Under Che Act of 7 and 8 Wm.III c.32 (1696) all constables, annually, at the Michaelmas quarter sessions were to return a list of names and places of abode of all persons qualified to serve upon juries between the ages of 21 and 70 and the justices were to deliver a duplicate of the list through the clerk of the peace to the sheriff or his deputy on or before January 1 following, and cause the lists to be entered into a book by the clerk of the peace, and to be kept amongst the records of the court of quarter sessions (s.A). According to the Act of 4 and 5 Wm. and Mary c.24 (1692) jury qualification was the possession of freehold or copyhold land to the value.of £6 per annum (s.15). The Act of 6 Geo. IV c.50 (1825) extended the qualification for jury service and freeholders' lists are superseded by jurors lists.

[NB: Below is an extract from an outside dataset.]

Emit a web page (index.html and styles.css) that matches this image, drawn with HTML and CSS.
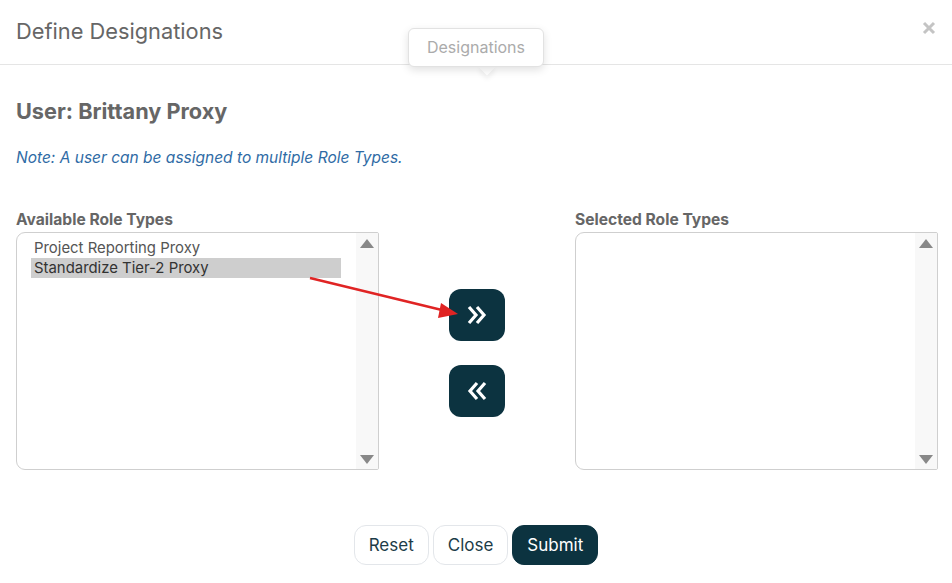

The Act of 6 Geo.IV, c.50 (1825) 'for consolidating and amending the laws relative to Jurors and Juries' revised the earlier Acts relating to juries - 4 and 5 Wm. and Mary c.24 (1692) and 7 and 8 Wm.III, c.32 (1696). It stated (s.l) that (in England) every man, between the ages of 21 and 60, possessing freehold or copyhold land to the value of £10 per annum, land leased for a term of 21 years or longer, to the annual value of £20, householders assessed to pay £20 poor rate, or occupiers of houses containing not less than 15 windows, should be qualified to serve on juries in courts of assizes, on grand juries in courts of sessions of the peace and on petty juries. (Jurors serving at the general quarter sessions were known as either grand jurors or petit jurors). The qualification for Welsh jurors was to be three-fifths of that for English jurors, that is £6 per annum freeholders or copyholders, £12 per annum long- leaseholders, £12 per annum householders or occupiers of houses containing not less than 9 windows.
Warrants were sent out by the clerk of the peace to high constables of each hundred, who were to send precepts to churchwardens and overseers of the poor of each parish, to make out lists of jurors; these lists were then to be approved at petty sessions held in the last week of September each year; the lists were then to be returned to quarter sessions to be copied by the clerk of the peace into the jurors' books for the sheriff's use in the following year.
The Act of 1825 was amended by the Juries Act 1870 (33 and 34 Vict. c.77) under which (s.7) the qualification for Welsh jurors was to become the same as that for English jurors.
All duties of listing were transferred by the Juries Act of 1922 to the county registration officer and the clerk of the county council.
As for exemption from jury service by the Act 5 and 6 Vict., c.35 (1842) all commissioners of taxes could on request be granted a certificate which exempted them from all parish and ward offices and for serving on juries. The clerk of the peace was then to enrol these certificates. The Income Tax Act of 8 and 9 Geo.V., c.40 (1918) confirmed these provisions.